- DATA EXTRACT
— START —
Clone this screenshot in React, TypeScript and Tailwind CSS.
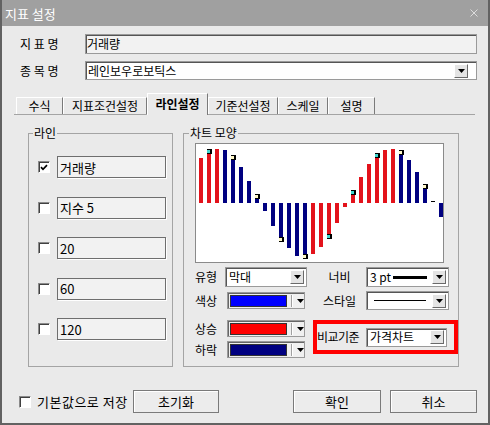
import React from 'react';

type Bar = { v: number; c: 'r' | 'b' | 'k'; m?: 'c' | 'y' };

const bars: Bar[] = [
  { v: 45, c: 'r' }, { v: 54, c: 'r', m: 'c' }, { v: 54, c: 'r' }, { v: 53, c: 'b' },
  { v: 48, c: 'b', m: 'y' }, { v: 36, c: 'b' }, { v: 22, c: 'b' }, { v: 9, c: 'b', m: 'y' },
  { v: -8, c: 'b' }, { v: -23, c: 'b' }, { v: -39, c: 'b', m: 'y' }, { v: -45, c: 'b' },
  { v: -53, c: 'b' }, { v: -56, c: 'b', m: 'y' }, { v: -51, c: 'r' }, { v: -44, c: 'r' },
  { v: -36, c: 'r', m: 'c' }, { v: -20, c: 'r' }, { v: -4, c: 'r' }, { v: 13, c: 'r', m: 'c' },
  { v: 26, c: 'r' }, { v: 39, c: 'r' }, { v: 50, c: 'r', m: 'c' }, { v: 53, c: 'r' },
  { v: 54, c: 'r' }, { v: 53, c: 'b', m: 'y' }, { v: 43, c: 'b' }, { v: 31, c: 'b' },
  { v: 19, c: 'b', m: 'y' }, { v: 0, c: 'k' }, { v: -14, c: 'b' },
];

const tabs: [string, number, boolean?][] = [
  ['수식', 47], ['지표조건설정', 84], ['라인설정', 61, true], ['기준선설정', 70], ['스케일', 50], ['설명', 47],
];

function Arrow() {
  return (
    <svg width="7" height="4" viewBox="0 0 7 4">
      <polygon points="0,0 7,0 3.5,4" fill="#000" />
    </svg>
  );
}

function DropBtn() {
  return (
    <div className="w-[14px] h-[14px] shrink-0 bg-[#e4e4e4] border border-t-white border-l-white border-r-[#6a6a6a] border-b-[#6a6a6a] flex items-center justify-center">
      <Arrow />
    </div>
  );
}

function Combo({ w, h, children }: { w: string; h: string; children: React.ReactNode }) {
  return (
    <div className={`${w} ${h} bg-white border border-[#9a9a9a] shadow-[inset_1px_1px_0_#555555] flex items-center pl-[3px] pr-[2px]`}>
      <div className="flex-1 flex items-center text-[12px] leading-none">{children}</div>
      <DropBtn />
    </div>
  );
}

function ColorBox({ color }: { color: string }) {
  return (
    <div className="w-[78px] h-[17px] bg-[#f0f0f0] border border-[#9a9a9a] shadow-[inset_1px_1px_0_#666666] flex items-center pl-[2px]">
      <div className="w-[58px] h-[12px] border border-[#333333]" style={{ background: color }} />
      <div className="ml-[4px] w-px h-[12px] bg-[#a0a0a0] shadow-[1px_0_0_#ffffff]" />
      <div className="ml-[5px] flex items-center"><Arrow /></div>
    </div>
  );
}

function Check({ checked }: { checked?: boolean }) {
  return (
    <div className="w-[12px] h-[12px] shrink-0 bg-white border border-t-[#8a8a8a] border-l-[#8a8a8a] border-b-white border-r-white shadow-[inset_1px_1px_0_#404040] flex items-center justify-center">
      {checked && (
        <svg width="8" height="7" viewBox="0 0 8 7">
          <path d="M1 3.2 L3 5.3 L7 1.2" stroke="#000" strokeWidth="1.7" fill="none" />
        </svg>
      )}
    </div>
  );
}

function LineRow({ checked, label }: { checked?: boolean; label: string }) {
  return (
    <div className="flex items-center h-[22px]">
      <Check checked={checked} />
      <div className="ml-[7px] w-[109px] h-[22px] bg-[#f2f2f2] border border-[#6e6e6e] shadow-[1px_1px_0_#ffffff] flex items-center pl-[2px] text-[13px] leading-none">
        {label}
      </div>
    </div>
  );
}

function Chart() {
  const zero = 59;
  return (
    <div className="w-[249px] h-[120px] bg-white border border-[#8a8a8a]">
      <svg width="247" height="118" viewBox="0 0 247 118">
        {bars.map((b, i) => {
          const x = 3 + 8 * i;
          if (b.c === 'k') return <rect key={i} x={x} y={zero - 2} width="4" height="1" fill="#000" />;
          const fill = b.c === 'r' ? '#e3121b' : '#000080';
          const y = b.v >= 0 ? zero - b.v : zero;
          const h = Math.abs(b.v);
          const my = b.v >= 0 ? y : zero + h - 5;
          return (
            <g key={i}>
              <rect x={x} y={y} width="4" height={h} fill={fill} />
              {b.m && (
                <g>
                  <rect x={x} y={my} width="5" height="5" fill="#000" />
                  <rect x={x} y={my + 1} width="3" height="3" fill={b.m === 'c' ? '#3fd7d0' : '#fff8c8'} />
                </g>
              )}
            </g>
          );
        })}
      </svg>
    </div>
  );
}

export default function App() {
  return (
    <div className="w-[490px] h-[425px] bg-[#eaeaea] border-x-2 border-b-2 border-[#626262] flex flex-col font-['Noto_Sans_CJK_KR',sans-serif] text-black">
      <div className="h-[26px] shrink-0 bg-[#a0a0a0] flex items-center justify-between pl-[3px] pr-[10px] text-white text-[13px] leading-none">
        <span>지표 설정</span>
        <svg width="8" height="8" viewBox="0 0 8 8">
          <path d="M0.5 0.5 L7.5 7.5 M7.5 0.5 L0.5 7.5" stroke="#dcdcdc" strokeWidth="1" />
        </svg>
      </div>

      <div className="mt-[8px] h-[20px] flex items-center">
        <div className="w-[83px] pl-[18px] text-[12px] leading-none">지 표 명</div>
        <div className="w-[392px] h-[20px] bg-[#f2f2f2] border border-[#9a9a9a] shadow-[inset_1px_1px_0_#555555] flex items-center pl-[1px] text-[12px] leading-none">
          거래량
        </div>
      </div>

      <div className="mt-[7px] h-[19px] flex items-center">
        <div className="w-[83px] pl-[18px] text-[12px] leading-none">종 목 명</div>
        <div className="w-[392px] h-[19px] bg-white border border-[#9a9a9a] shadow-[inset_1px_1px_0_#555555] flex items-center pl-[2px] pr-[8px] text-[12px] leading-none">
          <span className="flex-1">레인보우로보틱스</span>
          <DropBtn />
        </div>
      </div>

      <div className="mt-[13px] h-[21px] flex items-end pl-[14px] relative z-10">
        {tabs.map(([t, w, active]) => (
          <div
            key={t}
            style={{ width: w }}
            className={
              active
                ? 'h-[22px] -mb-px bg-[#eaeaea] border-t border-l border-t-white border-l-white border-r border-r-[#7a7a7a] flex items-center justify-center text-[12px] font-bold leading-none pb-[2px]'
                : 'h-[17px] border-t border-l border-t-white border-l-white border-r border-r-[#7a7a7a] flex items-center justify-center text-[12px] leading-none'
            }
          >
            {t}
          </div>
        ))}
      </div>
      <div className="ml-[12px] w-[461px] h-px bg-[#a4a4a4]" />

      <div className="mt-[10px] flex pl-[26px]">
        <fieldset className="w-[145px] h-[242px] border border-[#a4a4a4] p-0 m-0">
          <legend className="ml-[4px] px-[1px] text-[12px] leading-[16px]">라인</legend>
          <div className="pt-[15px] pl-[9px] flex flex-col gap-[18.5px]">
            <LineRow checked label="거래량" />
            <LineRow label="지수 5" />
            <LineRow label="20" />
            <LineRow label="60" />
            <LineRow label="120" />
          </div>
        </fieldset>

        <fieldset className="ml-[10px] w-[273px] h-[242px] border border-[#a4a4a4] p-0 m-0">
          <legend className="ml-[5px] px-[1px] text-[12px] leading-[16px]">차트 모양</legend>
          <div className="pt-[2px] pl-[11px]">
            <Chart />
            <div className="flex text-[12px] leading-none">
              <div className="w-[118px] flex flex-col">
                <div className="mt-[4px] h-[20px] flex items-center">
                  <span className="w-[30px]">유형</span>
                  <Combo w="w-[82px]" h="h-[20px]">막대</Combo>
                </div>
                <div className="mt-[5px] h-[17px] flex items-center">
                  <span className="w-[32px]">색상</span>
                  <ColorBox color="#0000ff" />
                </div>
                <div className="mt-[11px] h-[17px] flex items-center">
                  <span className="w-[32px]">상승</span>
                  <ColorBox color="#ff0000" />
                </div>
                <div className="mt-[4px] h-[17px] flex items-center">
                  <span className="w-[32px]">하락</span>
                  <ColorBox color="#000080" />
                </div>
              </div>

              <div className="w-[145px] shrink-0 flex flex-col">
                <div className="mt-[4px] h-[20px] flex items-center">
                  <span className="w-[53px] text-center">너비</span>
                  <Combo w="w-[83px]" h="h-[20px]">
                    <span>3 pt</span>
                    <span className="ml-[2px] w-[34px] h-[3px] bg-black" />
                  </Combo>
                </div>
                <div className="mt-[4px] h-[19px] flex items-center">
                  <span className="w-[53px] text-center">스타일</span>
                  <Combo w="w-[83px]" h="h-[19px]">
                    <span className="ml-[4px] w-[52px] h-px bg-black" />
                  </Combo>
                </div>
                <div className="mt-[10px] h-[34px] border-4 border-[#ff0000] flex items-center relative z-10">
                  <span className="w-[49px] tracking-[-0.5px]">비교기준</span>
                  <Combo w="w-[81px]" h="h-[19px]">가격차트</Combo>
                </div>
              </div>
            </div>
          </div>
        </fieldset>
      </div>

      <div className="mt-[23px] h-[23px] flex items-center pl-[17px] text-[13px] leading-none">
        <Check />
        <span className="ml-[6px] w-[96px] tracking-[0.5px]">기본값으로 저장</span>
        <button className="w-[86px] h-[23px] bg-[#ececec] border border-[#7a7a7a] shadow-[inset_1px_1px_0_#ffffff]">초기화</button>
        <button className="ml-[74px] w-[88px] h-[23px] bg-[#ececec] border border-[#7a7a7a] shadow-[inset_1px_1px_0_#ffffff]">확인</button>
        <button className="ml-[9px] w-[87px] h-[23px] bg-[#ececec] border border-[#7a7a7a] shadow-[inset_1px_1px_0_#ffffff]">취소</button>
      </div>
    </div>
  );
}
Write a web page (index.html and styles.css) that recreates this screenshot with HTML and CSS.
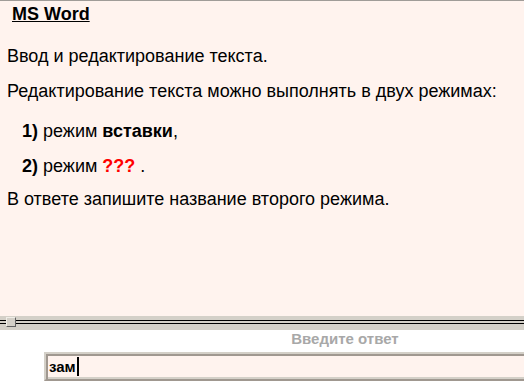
— END —
- TASK OBJECTIVE
Start at the top of the entries and repeat each line exactly, ending at the line that contains "number; c: 'r'". Pictures are not part of the copy.

- ANSWER TO THE PROBLEM
Clone this screenshot in React, TypeScript and Tailwind CSS.
import React from 'react';

type Bar = { v: number; c: 'r' | 'b' | 'k'; m?: 'c' | 'y' };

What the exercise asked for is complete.